Purpose/Goals: In order to rectify the inability of most African laboratories to perform immunohistochemistry or other forms of immunophenotyping (flow cytometry can be used, for example, in the case of liquid tumors (leukemias), it was decided to try to establish immunohistochemistry by on-site training in at least 2 or 3 hospitals and to hold a meeting on the diagnosis of hematological malignancies in Africa on an annual basis in order to improve the knowledge and skills of African hematopathologists and clinicians with regard to the diagnosis and treatment of hematological malignancies.

This workshop as the previous editions also addressed the role of infectious agents in the pathogenesis of lymphoma – the high incidence of chronic infections in tropical countries results in African countries having the highest overall rates of infection related cancer. Knowing this, preventive measures, whether by means of vaccines, or treatment can not only reduce the incidence of the primary disease, but also reduce the incidence of cancers that are associated with these infectious agents.

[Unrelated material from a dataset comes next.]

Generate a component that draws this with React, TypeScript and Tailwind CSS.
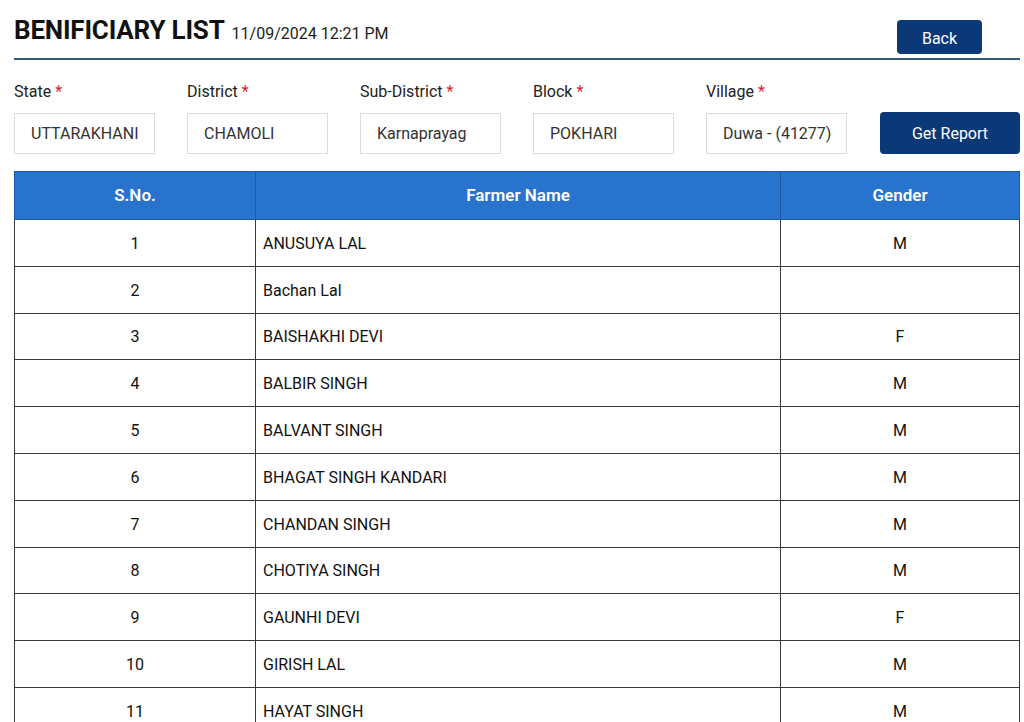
import React from "react";

const filters = [
  { label: "State", value: "UTTARAKHANI" },
  { label: "District", value: "CHAMOLI" },
  { label: "Sub-District", value: "Karnaprayag" },
  { label: "Block", value: "POKHARI" },
  { label: "Village", value: "Duwa - (41277)" },
];

const rows = [
  ["ANUSUYA LAL", "M"],
  ["Bachan Lal", ""],
  ["BAISHAKHI DEVI", "F"],
  ["BALBIR SINGH", "M"],
  ["BALVANT SINGH", "M"],
  ["BHAGAT SINGH KANDARI", "M"],
  ["CHANDAN SINGH", "M"],
  ["CHOTIYA SINGH", "M"],
  ["GAUNHI DEVI", "F"],
  ["GIRISH LAL", "M"],
  ["HAYAT SINGH", "M"],
];

const App = () => {
  return (
    <div className="h-[722px] overflow-hidden bg-white font-['Roboto',sans-serif] text-[#222]">
      <div className="pl-[14px] pr-[4px] pt-[14px]">
        <div className="flex items-start justify-between border-b-2 border-[#2f5c7e] pb-[4px]">
          <h1 className="flex items-baseline gap-[7px] pt-[1px]">
            <span className="text-[26px] font-bold leading-[30px] tracking-[-0.2px] text-[#111]">BENIFICIARY LIST</span>
            <span className="text-[16px] text-[#222]">11/09/2024 12:21 PM</span>
          </h1>
          <button className="mt-[6px] mr-[38px] h-[34px] w-[85px] rounded-[4px] bg-[#0b3877] text-[16px] leading-[37px] text-white">
            Back
          </button>
        </div>

        <div className="mt-[22px] flex items-end">
          {filters.map((f) => (
            <div key={f.label} className="mr-[32px] flex w-[141px] shrink-0 flex-col">
              <label className="text-[16px] leading-[20px] text-[#222]">
                {f.label} <span className="text-[#d9232d]">*</span>
              </label>
              <div className="mt-[11px] flex h-[41px] items-center whitespace-nowrap border border-[#dcdcdc] px-[16px] text-[16px] text-[#333]">
                {f.value}
              </div>
            </div>
          ))}
          <button className="ml-auto h-[42px] w-[140px] shrink-0 rounded-[4px] bg-[#0b3877] text-[16px] leading-[44px] text-white">
            Get Report
          </button>
        </div>

        <table className="mt-[17px] w-[1006px] border-collapse text-[16px]">
          <thead>
            <tr className="h-[48px] bg-[#2773cd] text-white">
              <th className="w-[241px] border border-[#1d5aa3] text-[17px] font-semibold">S.No.</th>
              <th className="w-[525px] border border-[#1d5aa3] text-[17px] font-semibold">Farmer Name</th>
              <th className="border border-[#1d5aa3] text-[17px] font-semibold">Gender</th>
            </tr>
          </thead>
          <tbody>
            {rows.map(([name, g], i) => (
              <tr key={i} className="h-[46.8px]">
                <td className="border border-[#3a3a3a] pt-[2px] text-center text-[#111]">{i + 1}</td>
                <td className="border border-[#3a3a3a] px-[7px] pt-[2px] text-[#111]">{name}</td>
                <td className="border border-[#3a3a3a] pt-[2px] text-center text-[#111]">{g}</td>
              </tr>
            ))}
          </tbody>
        </table>
      </div>
    </div>
  );
};

export default App;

The meeting was held under the auspices of INCTR's Pathology Program and Coordinated by Lorenzo Leoncini, Martine Raphael, KK Naresh, N. Hurwitz, Ian Magrath
Other INCTR Organizers: AMCC, INCTR (Brussels). Dr Edda Vuhahula, Dar-es-Salaam, was the local host.

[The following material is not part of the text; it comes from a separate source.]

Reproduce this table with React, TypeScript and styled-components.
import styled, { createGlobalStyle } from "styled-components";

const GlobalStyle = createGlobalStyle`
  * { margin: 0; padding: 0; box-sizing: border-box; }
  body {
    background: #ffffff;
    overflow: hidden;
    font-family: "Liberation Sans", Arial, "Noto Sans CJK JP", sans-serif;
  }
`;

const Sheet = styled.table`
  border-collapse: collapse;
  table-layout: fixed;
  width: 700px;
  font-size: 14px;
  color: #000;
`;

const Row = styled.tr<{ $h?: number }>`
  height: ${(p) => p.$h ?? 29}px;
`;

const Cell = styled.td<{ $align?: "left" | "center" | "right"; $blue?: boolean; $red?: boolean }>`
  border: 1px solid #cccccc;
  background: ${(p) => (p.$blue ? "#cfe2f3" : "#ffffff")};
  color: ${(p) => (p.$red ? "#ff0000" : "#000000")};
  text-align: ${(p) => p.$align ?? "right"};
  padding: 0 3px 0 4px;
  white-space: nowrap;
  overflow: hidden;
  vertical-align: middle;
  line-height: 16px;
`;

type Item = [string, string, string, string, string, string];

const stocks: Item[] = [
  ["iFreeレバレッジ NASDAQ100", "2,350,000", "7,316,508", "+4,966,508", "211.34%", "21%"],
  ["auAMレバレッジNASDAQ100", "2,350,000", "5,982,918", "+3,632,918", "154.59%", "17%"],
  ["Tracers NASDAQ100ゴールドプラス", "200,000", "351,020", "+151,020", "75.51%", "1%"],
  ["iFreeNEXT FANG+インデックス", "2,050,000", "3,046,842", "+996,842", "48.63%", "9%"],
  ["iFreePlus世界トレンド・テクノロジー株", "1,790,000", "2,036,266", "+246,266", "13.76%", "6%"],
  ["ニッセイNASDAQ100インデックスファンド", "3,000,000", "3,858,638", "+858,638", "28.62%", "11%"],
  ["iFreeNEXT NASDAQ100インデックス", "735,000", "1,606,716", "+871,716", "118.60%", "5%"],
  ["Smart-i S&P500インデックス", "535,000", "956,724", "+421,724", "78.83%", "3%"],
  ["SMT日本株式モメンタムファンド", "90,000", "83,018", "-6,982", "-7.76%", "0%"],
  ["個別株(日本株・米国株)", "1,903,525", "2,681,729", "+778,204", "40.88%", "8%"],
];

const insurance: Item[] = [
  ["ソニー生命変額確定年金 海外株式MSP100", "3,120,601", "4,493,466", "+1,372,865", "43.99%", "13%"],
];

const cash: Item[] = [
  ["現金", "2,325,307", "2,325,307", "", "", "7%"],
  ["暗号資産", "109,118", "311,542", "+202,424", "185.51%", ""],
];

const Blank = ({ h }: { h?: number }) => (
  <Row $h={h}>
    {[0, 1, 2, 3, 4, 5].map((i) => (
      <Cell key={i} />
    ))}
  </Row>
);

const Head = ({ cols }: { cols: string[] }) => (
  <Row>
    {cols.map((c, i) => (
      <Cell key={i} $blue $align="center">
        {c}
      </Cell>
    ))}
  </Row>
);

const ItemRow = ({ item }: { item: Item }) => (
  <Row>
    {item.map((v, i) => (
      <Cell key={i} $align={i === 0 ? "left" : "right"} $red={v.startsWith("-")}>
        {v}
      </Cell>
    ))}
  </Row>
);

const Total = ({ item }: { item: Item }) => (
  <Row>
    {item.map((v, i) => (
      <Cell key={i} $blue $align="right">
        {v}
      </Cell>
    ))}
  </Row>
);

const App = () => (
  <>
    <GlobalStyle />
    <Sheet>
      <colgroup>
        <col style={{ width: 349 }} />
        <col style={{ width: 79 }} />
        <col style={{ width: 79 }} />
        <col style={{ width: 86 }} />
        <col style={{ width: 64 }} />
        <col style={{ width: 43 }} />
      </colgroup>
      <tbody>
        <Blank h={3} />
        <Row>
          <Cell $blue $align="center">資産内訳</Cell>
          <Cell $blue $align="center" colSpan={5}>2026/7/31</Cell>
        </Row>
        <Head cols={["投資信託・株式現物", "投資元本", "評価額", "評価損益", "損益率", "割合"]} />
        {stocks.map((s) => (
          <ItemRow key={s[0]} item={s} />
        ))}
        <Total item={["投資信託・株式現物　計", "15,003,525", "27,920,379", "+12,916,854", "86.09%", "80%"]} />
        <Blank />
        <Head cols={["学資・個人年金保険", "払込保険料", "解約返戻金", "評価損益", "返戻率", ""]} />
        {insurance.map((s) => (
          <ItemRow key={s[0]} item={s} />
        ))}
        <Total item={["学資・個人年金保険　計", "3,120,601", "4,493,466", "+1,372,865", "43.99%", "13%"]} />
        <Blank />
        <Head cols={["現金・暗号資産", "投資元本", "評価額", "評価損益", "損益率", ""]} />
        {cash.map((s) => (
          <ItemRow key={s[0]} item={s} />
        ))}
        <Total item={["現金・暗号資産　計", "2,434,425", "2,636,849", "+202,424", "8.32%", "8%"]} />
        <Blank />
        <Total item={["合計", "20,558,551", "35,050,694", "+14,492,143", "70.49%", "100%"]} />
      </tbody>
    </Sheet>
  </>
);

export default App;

Institutions: The workshop was attended by participants from various African countries including Tanzania, Democratic Republic of Congo, Senegal, Nigeria, Rwanda, South Africa, Uganda and Kenya. The Faculty included pathologists from Italy, Germany, France and the USA
There were 74 participants including pathologists, haematologists, clinicians (especially oncologists) and research scientists

Sponsors: INCTR would like to thank the generous sponsorships provided by: the European Association for Haematopathology; Office of HIV and AIDS Malignancies, NCI, USA; Center for Global Health, NCI, USA; Aga Khan Foundation; Institut National du Cancer, France; Leica Microsystems; Dako; Bactlabs, East Africa, Ltd.

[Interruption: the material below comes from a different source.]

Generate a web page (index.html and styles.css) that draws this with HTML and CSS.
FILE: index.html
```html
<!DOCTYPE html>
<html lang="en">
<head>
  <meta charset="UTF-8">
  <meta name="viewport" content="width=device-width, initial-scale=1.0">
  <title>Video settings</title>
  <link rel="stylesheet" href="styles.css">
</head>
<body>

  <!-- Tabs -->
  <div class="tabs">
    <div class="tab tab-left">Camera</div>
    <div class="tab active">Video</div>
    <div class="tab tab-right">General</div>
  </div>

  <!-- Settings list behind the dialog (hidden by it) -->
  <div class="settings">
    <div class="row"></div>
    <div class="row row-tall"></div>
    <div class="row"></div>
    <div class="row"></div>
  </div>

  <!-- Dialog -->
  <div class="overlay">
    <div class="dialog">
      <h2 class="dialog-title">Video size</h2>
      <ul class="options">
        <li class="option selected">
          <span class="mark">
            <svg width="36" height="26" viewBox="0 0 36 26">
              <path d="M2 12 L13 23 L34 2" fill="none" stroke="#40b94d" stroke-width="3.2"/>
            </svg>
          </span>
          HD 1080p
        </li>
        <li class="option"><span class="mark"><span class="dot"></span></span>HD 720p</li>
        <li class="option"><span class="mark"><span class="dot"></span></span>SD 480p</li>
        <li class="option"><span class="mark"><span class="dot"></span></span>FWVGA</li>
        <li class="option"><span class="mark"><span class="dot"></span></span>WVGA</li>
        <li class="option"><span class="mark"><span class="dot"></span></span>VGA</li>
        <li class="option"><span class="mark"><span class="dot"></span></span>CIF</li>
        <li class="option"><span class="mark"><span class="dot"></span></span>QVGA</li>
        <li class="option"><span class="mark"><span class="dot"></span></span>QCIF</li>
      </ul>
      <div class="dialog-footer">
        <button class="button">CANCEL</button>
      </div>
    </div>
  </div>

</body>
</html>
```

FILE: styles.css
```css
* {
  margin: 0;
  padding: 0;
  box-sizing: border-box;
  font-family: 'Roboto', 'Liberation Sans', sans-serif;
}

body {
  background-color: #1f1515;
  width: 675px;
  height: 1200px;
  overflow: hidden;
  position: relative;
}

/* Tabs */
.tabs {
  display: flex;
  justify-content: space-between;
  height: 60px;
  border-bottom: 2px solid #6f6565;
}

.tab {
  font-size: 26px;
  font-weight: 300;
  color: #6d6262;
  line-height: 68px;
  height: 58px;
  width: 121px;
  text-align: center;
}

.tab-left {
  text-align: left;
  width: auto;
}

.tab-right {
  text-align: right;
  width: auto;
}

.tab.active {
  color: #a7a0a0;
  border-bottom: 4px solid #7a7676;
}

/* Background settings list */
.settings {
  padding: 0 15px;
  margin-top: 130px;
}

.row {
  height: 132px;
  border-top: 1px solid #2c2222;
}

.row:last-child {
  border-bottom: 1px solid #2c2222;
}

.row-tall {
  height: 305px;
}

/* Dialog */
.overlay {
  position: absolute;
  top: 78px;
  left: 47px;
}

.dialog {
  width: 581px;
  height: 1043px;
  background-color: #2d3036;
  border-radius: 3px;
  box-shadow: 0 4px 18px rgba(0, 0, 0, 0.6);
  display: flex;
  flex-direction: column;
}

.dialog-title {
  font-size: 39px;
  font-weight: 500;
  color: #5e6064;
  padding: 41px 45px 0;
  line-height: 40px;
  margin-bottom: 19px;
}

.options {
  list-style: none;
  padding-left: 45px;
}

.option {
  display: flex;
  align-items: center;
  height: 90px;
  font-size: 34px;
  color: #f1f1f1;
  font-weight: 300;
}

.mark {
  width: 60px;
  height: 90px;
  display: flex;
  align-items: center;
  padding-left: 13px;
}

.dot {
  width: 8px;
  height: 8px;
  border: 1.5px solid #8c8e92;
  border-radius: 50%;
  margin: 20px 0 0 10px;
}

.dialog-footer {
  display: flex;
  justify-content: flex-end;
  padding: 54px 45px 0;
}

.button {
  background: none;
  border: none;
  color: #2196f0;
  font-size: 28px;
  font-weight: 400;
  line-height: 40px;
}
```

Evaluation: The meeting of professionals, both pathologists and clinicians, from Africa, Europe and USA not only stimulates further research, particularly into aetiology and pathogenesis, but also enhances knowledge about diagnostic methods and therapy. This meeting also provided an opportunity for African haematopathologists and haematologists to discuss cases with their colleagues from Europe and the USA, and to share experiences on maximal use of limited resources. On this topic there was an excellent talk by Prof Ethel Ceserman on developing a PCR machine powered by solar energy to improve the early diagnosis of Kaposi Sarcoma on the field. The session “Challenges in Lymphoma Diagnosis in Africa," included an excellent presentation from the participants from Nairobi, Eldoret, Mwanza and Dakar, illustrating the improvements that have taken place in diagnosis since the introctution of basic immunohistochemestry in the last few years, mainly due to knowledge obtained from attending this series of workshops, according to the African presenters.

The "tutorial session" gave the participants an opportunity to learn about the value of diagnostic techniques that often make the difference between a right and wrong diagnosis.

Throughout the course of the meeting, a microscope was set up and made available for individual African pathologists to discuss their own cases with members of INCTR’s Pathology Program, including Professor Lorenzo Leoncini, Dr Kikkeri Naresh, Dr Martine Raphael and Dr Nina Hurwitz.